Thierry Gomès : Nous sommes délivrés. Après neuf ans d’attente, cette dernière audience est pour certains le bout du chemin. Qu’il y ait appel ou non… Pour la plupart des proches de victimes, et pour certaines victimes elles-mêmes, on va pouvoir passer à autre chose. La SNCF est condamnée pour cet accident et c’est une fin en soi. Bien sûr la relaxe de la RFF a pu nous laisser dans l’interrogation : même si la SNCF était donneuse d’ordre, il y avait une responsabilité de contrôle et de sécurité. Nous n’avons pas compris pourquoi sur ce sujet, le procureur ne s’est pas montré plus incisif. Pour les deux personnes physiques, en revanche, nous entendons parfaitement la relaxe : le cheminot venait d’être muté, personnellement je ne pense pas qu’il aurait pu changer quoi que ce soit à ce qu’il s’est passé. Dans les écoutes téléphoniques mises en place par le tribunal, on comprend qu’il regrettait le manque de moyens qui lui rendaient la tâche compliquée au quotidien.

Nous voulions par contre que la SNCF soit condamnée avec la récidive, ce qui a été fait, la société avait en effet été condamné à vingt-cinq reprises entre novembre 1999 et le 25 janvier 2021 (dont treize fois pour homicide involontaire) mais nous n’avons pas compris que la peine requise par le procureur n’ait pas été suivie, d’autant que la SNCF a fait obstacle pendant la procédure judiciaire à la recherche de la vérité par le biais d’une lenteur dans les productions de pièce, voire ce que l’on a pu qualifier comme des falsifications, des mensonges sous couvert d’oublis. Confronté à ce manque de collaboration, le tribunal d’Évry avait même été obligé de mettre en place des écoutes téléphoniques, une technique plus utilisée sur les dossiers de trafic de stupéfiants, comme nous l’avait dit le procureur.

Actu-Juridique : Avez-vous le sentiment que toute la vérité a été dite ?

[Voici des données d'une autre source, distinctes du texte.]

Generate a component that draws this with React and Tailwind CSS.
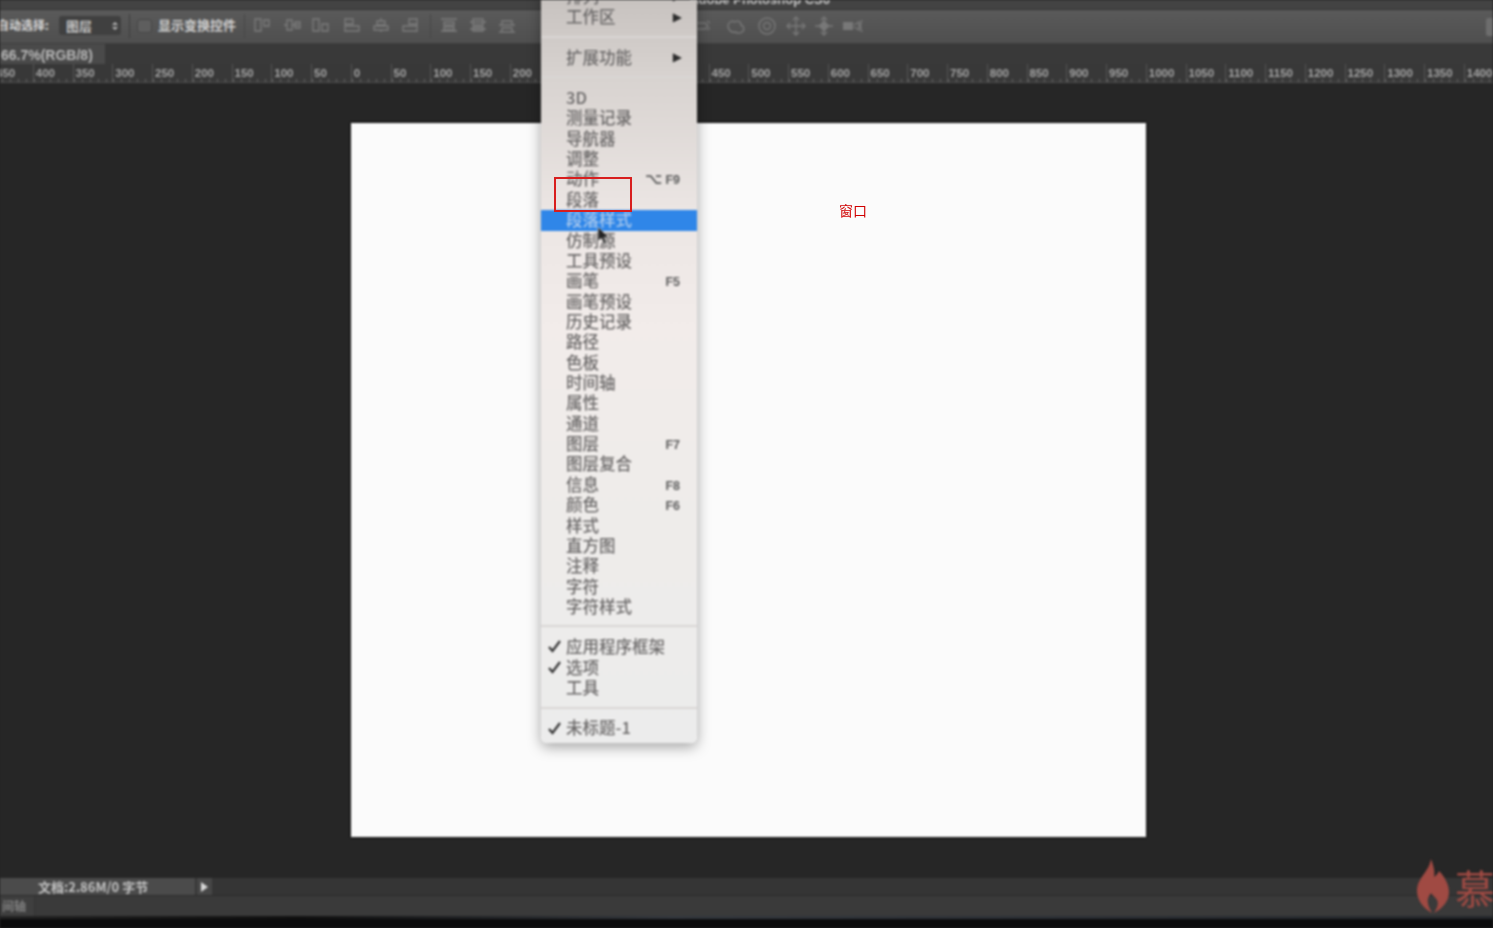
import React from "react";

const CJK = "font-['Noto_Sans_CJK_SC',sans-serif]";

const rulerValues = [];
for (let v = -450; v <= 1450; v += 50) rulerValues.push(Math.abs(v));

const toolIcons = [
  { x: 254, d: "M1 2h6v12H1zM10 3h5v6h-5z" },
  { x: 283, d: "M4 3h5v10H4zM9 8h7M12 5h5v6h-5zM1 8h3" },
  { x: 312, d: "M1 2h6v12H1zM10 7h6v7h-6z" },
  { x: 344, d: "M1 1v14M1 2h8v5H1zM1 9h14v5H1z" },
  { x: 373, d: "M8 1v3M4 4h8v4H4zM1 9h14v4H1zM8 13v2" },
  { x: 402, d: "M15 1v14M7 2h8v5H7zM1 9h14v5H1z" },
];

const toolIcons2 = [
  { x: 440, d: "M1 2h16M4 5h10v3H4zM1 14h16M4 10h10v3H4z" },
  { x: 469, d: "M1 5h16M4 2h10v6H4zM1 12h16M4 10h10v4H4z" },
  { x: 498, d: "M1 8h16M4 4h10v4H4zM1 15h16M4 11h10v4H4z" },
];

const menuGroups = [
  [{ t: "排列", arrow: true }, { t: "工作区", arrow: true }],
  [{ t: "扩展功能", arrow: true }],
  [
    { t: "3D" },
    { t: "测量记录" },
    { t: "导航器" },
    { t: "调整" },
    { t: "动作", key: "F9", alt: true },
    { t: "段落" },
    { t: "段落样式", active: true },
    { t: "仿制源" },
    { t: "工具预设" },
    { t: "画笔", key: "F5" },
    { t: "画笔预设" },
    { t: "历史记录" },
    { t: "路径" },
    { t: "色板" },
    { t: "时间轴" },
    { t: "属性" },
    { t: "通道" },
    { t: "图层", key: "F7" },
    { t: "图层复合" },
    { t: "信息", key: "F8" },
    { t: "颜色", key: "F6" },
    { t: "样式" },
    { t: "直方图" },
    { t: "注释" },
    { t: "字符" },
    { t: "字符样式" },
  ],
  [{ t: "应用程序框架", check: true }, { t: "选项", check: true }, { t: "工具" }],
  [{ t: "未标题-1", check: true }],
];

function ToolIcon({ x, d }) {
  return (
    <svg className="absolute top-[7px]" style={{ left: x }} width="18" height="17" viewBox="0 0 18 17" fill="none" stroke="#7c7c7c" strokeWidth="1.3">
      <path d={d} />
    </svg>
  );
}

function Check() {
  return (
    <svg className="absolute left-[6px] top-[2px]" width="15" height="14" viewBox="0 0 15 14" fill="none" stroke="#333" strokeWidth="2.2">
      <path d="M2 8l3.5 4L13 2" />
    </svg>
  );
}

function MenuRow({ item }) {
  return (
    <div className={`relative flex h-[20.36px] items-center pl-[25px] pr-[17px] leading-none ${item.active ? "bg-[#2f86e8] text-[#a9c9ee]" : "text-[#6c6a6a]"}`}>
      {item.check && <Check />}
      <span className={`flex-1 -translate-y-[1px] text-[16.5px] font-medium ${CJK}`}>{item.t}</span>
      {item.arrow && <span className="-translate-y-[1px] -translate-x-[-2px] font-['DejaVu_Sans',sans-serif] text-[12px] text-[#2c2c2c]">▶</span>}
      {item.alt && <span className="mr-[3px] font-['DejaVu_Sans',sans-serif] text-[15px] font-bold text-[#5c5c5c]">⌥</span>}
      {item.key && <span className="translate-y-[1px] font-['Liberation_Sans',sans-serif] text-[12.5px] font-bold text-[#5c5c5c]">{item.key}</span>}
    </div>
  );
}

function Menu() {
  return (
    <div className="absolute left-[541px] top-[-13px] w-[156px] rounded-b-[6px] bg-[linear-gradient(180deg,#c5c0bd_0%,#d8d3d0_12%,#ece6e4_30%,#f2ecea_45%,#efecea_65%,#ececec_100%)] pb-[4px] shadow-[0_4px_14px_rgba(0,0,0,0.35)]">
      {menuGroups.map((group, i) => (
        <div key={i}>
          {i > 0 && (
            <div className="flex h-[20px] -translate-y-[1px] items-center">
              <div className="h-[2px] w-full bg-[#d9d6d4]" />
            </div>
          )}
          {group.map((item) => (
            <MenuRow key={item.t} item={item} />
          ))}
        </div>
      ))}
    </div>
  );
}

export default function App() {
  return (
    <div className="relative h-screen w-full overflow-hidden bg-[#262626]">
      <div className="relative flex h-full flex-col overflow-hidden blur-[0.8px]">
        {/* title strip */}
        <div className="flex h-[9px] shrink-0 items-end justify-start overflow-hidden bg-[#434343]">
          <div className="flex w-[830px] shrink-0 -translate-y-[3px] justify-end font-['Liberation_Sans',sans-serif] text-[13px] font-bold leading-none text-[#c8c8c8]">
            Adobe Photoshop CS6
          </div>
        </div>

        {/* options bar */}
        <div className="relative h-[34px] shrink-0 border-t border-[#333] bg-[linear-gradient(180deg,#5a5a5a,#4f4f4f)]">
          <div className="flex h-full items-center pb-[2px]">
            <span className={`ml-[-3px] w-[56px] -translate-y-[1px] text-[12px] font-bold text-[#d8d8d8] ${CJK}`}>自动选择:</span>
            <div className={`ml-[6px] flex h-[19px] w-[62px] items-center justify-between rounded-[3px] bg-[#404040] pl-[7px] pr-[3px] text-[13px] font-bold text-[#c4c4c4] ${CJK}`}>
              图层
              <span className="flex flex-col gap-[2px]">
                <span className="h-0 w-0 border-x-[3px] border-b-[3px] border-x-transparent border-b-[#bbb]" />
                <span className="h-0 w-0 border-x-[3px] border-t-[3px] border-x-transparent border-t-[#bbb]" />
              </span>
            </div>
            <div className="ml-[8px] h-[24px] w-px bg-[#3c3c3c]" />
            <div className="ml-[7px] h-[14px] w-[15px] rounded-[3px] border border-[#454545] bg-[#5e5e5e]" />
            <span className={`ml-[6px] -translate-y-[1px] text-[13px] font-bold text-[#d0d0d0] ${CJK}`}>显示变换控件</span>
            <div className="ml-[8px] h-[24px] w-px bg-[#464646]" />
            <div className="ml-[185px] h-[24px] w-px bg-[#464646]" />
          </div>
          {toolIcons.map((i) => (
            <ToolIcon key={i.x} {...i} />
          ))}
          {toolIcons2.map((i) => (
            <ToolIcon key={i.x} {...i} />
          ))}
          <svg className="absolute left-[697px] top-[5px]" width="170" height="22" viewBox="0 0 170 22" fill="none" stroke="#787878" strokeWidth="1.4">
            <path d="M0 8h8l3 3-3 3H0M10 6l3 2M10 15l3-2" />
            <path d="M31 11c0-4 4-6 7-4 3-2 6 0 6 3 3 1 4 5 1 7-2 2-5 1-7 0-3 1-7-2-7-6z" />
            <circle cx="70" cy="11" r="8" />
            <circle cx="70" cy="11" r="3.5" />
            <path d="M99 2v18M90 11h18M96 5l3-3 3 3M96 17l3 3 3-3M93 8l-3 3 3 3M105 8l3 3-3 3" />
            <path d="M127 2v5M127 15v5M118 11h5M131 11h5" />
            <path d="M124 5l3-3 3 3M124 17l3 3 3-3" />
            <rect x="123" y="7" width="8" height="8" fill="#787878" stroke="none" transform="rotate(45 127 11)" />
            <rect x="146" y="7" width="10" height="8" fill="#787878" stroke="none" />
            <path d="M157 10l5-3v8l-5-3M165 5c-2 4-2 8 0 12" />
          </svg>
          <div className="absolute left-[1486px] top-[8px] h-[18px] w-[10px] rounded-[2px] bg-[#6d6d6d]" />
        </div>

        {/* document tab */}
        <div className="flex h-[21px] shrink-0 border-t border-[#3e3e3e] bg-[#393939]">
          <div className="flex w-[105px] items-center bg-[#4a4a4a] pl-[1px] pt-[2px] font-['Liberation_Sans',sans-serif] text-[14px] font-bold text-[#b8b8b8]">
            66.7%(RGB/8)
          </div>
        </div>

        {/* ruler */}
        <div className="flex h-[19px] shrink-0 border-b border-[#4e4e4e] bg-[#383838] pl-0">
          <div className="ml-[-7px] flex">
            {rulerValues.map((v, i) => (
              <div key={i} className="flex h-full w-[39.75px] shrink-0 flex-col justify-between border-l border-[#555]">
                <span className="pl-[2px] pt-[3px] font-['Liberation_Sans',sans-serif] text-[11.5px] font-bold leading-[12px] text-[#a4a4a4]">{v}</span>
                <div className="h-[3px] w-full bg-[repeating-linear-gradient(90deg,#666_0,#666_1px,transparent_1px,transparent_7.95px)]" />
              </div>
            ))}
          </div>
        </div>

        {/* canvas */}
        <div className="min-h-0 flex-1 bg-[#262626] pl-[351px] pt-[40px]">
          <div className="h-[714px] w-[795px] bg-[#fbfbfb] shadow-[0_0_3px_#000]" />
        </div>

        {/* status bar */}
        <div className="flex h-[17px] shrink-0 items-stretch gap-[2px] bg-[#353535]">
          <div className={`flex w-[195px] items-center bg-[#4b4b4b] pl-[38px] text-[13px] font-bold text-[#c4c4c4] ${CJK}`}>文档:2.86M/0 字节</div>
          <div className="flex w-[15px] items-center justify-center bg-[#474747]">
            <span className="h-0 w-0 border-y-[5px] border-l-[7px] border-y-transparent border-l-[#d8d8d8]" />
          </div>
        </div>

        {/* timeline tab */}
        <div className="flex h-[21px] shrink-0 border-t border-[#2b2b2b] bg-[#3a3a3a]">
          <div className={`flex w-[35px] items-center overflow-hidden border-r border-[#333] bg-[#3f3f3f] pl-[2px] text-[12px] font-bold text-[#808080] ${CJK}`}>间轴</div>
        </div>

        {/* bottom edge */}
        <div className="h-[12px] shrink-0 bg-[#0b0b0c]">
          <div className="h-[3px] bg-[linear-gradient(90deg,#222,#111_20%,#33373d_45%,#2c3036_70%,#24272b)]" />
        </div>
      </div>

      <div className="absolute inset-0 overflow-hidden blur-[0.8px]">
        <Menu />
        {/* mouse pointer */}
        <svg className="absolute left-[597px] top-[227px]" width="13" height="18" viewBox="0 0 13 18">
          <path d="M1 0v14l3.5-3 2.5 6 2.5-1-2.5-5.5h5z" fill="#222" stroke="#ddd" strokeWidth="0.6" />
        </svg>
        {/* watermark */}
        <svg className="absolute left-[1416px] top-[858px]" width="34" height="56" viewBox="0 0 34 56">
          <path d="M15 1c3 8 4 13 3 18 3-2 4-4 5-6 6 6 10 14 10 21 0 9-6 16-15 21 3-5 5-9 3-13-2-3-4-4-6-7-2 3-4 6-3 10 0 3 2 6 4 10C7 50 1 42 1 33 1 20 13 14 15 1z" fill="#a04a43" />
        </svg>
        <span className={`absolute left-[1455px] top-[862px] whitespace-nowrap text-[40px] leading-[50px] text-[#a04a43] ${CJK}`}>慕课网</span>
      </div>

      {/* annotations */}
      <div className="absolute left-[554px] top-[177px] h-[35px] w-[78px] border-2 border-[#d81e1e]" />
      <span className={`absolute left-[839px] top-[202px] text-[14px] leading-[16px] text-[#d00000] ${CJK}`}>窗口</span>
    </div>
  );
}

Thierry Gomès : Nous n’avons pas le sentiment que l’instruction ait été au bout de cette affaire. Un sentiment de gêne a prédominé certaines séances face à des témoignages pour le moins embrouillés, avec des personnes jugées très consciencieuses dans leur travail qui ne se souviennent plus de détails importants. Et puis il y a eu ce vol d’ordinateur (un mois après le déraillement, un responsable de la maintenance s’était fait voler son ordinateur, plus tard réapparu mais expurgé d’informations importantes, NDLR) qui n’a pas été élucidé… Pour nous il y a eu une volonté d’étouffer cette affaire. L’avocat des accusés s’est montré satisfait devant le verdict, cela me fait dire qu’il y a quelque chose qui cloche…

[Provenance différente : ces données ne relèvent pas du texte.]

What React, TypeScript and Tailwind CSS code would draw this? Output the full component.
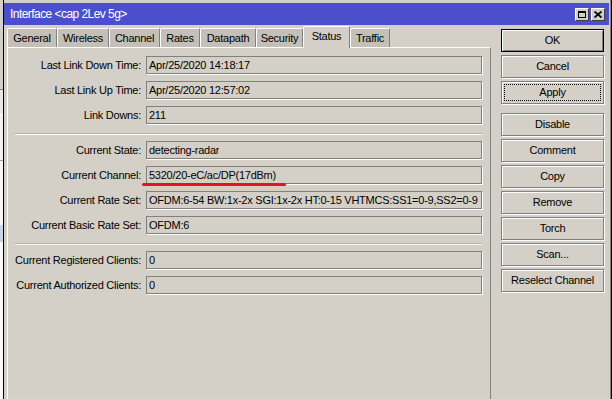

Actu-Juridique : Vous voilà collectivement forts d’une expertise, qu’allez-vous en faire maintenant ?

Thierry Gomès : On a bien compris ce milieu, même si les rapports d’instruction et d’expertises méritent beaucoup de concentration. En huit semaines, nous avons pris notre dose. Cette affaire nous a permis d’avoir des contacts, de rencontrer certains cheminots à la retraite qui pourraient nous accompagner dans le futur. Ce qui est certain, c’est que nous allons mener des combats pour que cela n’arrive plus, travailler sur la sécurité, les réglementations, les délégations entre RFF et la SNCF. Être attentifs à la mise en concurrence avec de nouveaux gestionnaires, l’accompagnement des collectivités (avec de plus en plus de TER). On va essayer de travailler auprès des collectivités et les préfectures (il existe des commissions de sécurité routière au niveau des préfets, on voudrait créer la même chose au niveau ferroviaire et associer les problèmes liés aux passages à niveau, la SNCF ayant été condamnée pour l’accident de Saint Médard). Par ailleurs, je suis en train de tisser un réseau avec des associations européennes (comme les victimes de la catastrophe de Trévise en Italie ou de Saint-Jean-de-Compostelle en Espagne). En tant que membres de la FENVAC on va voir ce qu’il est possible de faire pour représenter au mieux les victimes dans l’avenir.